((
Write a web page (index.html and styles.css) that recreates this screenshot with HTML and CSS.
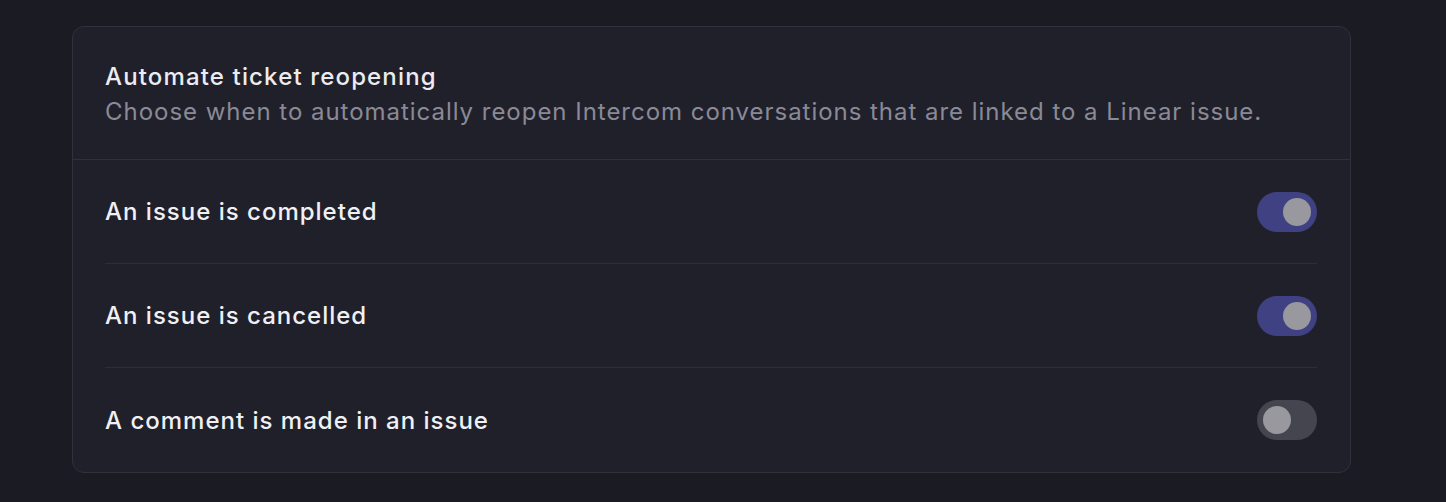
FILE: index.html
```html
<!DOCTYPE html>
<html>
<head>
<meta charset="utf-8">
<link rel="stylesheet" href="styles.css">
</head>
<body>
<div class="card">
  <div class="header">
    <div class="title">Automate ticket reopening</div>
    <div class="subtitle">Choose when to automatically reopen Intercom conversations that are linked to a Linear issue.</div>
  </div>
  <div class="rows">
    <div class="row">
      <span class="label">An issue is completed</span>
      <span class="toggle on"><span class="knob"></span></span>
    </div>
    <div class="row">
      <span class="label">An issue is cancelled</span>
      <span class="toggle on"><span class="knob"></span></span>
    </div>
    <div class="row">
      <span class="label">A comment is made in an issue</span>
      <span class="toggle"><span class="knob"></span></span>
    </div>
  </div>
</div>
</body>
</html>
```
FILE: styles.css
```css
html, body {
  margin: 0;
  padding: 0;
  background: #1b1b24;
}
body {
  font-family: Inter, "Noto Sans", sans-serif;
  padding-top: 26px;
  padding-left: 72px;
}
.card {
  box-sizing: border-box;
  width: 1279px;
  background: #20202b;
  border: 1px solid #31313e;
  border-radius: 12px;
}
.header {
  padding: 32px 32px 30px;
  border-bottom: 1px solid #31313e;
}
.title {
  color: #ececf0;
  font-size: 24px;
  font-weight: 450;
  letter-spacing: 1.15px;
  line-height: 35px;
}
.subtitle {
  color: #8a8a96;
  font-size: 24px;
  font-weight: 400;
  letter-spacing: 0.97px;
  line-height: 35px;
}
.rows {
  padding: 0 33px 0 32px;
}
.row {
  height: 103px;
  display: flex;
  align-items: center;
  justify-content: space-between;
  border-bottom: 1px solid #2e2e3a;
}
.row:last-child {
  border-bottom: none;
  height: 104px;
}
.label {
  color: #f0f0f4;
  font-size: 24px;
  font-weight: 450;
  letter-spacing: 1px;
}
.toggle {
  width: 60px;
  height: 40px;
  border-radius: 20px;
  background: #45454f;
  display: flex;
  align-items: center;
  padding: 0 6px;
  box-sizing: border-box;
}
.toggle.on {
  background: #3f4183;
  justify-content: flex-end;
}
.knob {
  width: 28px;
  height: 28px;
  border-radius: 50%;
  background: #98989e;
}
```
))
EXERCISE BRIEF – Reproduce the listing exactly. Leave its pictures out.

THE RESPONSE –
Write a web page (index.html and styles.css) that recreates this screenshot with HTML and CSS.
FILE: index.html
```html
<!DOCTYPE html>
<html>
<head>
<meta charset="utf-8">
<link rel="stylesheet" href="styles.css">
</head>
<body>
<div class="card">
  <div class="header">
    <div class="title">Automate ticket reopening</div>
    <div class="subtitle">Choose when to automatically reopen Intercom conversations that are linked to a Linear issue.</div>
  </div>
  <div class="rows">
    <div class="row">
      <span class="label">An issue is completed</span>
      <span class="toggle on"><span class="knob"></span></span>
    </div>
    <div class="row">
      <span class="label">An issue is cancelled</span>
      <span class="toggle on"><span class="knob"></span></span>
    </div>
    <div class="row">
      <span class="label">A comment is made in an issue</span>
      <span class="toggle"><span class="knob"></span></span>
    </div>
  </div>
</div>
</body>
</html>
```
FILE: styles.css
```css
html, body {
  margin: 0;
  padding: 0;
  background: #1b1b24;
}
body {
  font-family: Inter, "Noto Sans", sans-serif;
  padding-top: 26px;
  padding-left: 72px;
}
.card {
  box-sizing: border-box;
  width: 1279px;
  background: #20202b;
  border: 1px solid #31313e;
  border-radius: 12px;
}
.header {
  padding: 32px 32px 30px;
  border-bottom: 1px solid #31313e;
}
.title {
  color: #ececf0;
  font-size: 24px;
  font-weight: 450;
  letter-spacing: 1.15px;
  line-height: 35px;
}
.subtitle {
  color: #8a8a96;
  font-size: 24px;
  font-weight: 400;
  letter-spacing: 0.97px;
  line-height: 35px;
}
.rows {
  padding: 0 33px 0 32px;
}
.row {
  height: 103px;
  display: flex;
  align-items: center;
  justify-content: space-between;
  border-bottom: 1px solid #2e2e3a;
}
.row:last-child {
  border-bottom: none;
  height: 104px;
}
.label {
  color: #f0f0f4;
  font-size: 24px;
  font-weight: 450;
  letter-spacing: 1px;
}
.toggle {
  width: 60px;
  height: 40px;
  border-radius: 20px;
  background: #45454f;
  display: flex;
  align-items: center;
  padding: 0 6px;
  box-sizing: border-box;
}
.toggle.on {
  background: #3f4183;
  justify-content: flex-end;
}
.knob {
  width: 28px;
  height: 28px;
  border-radius: 50%;
  background: #98989e;
}
```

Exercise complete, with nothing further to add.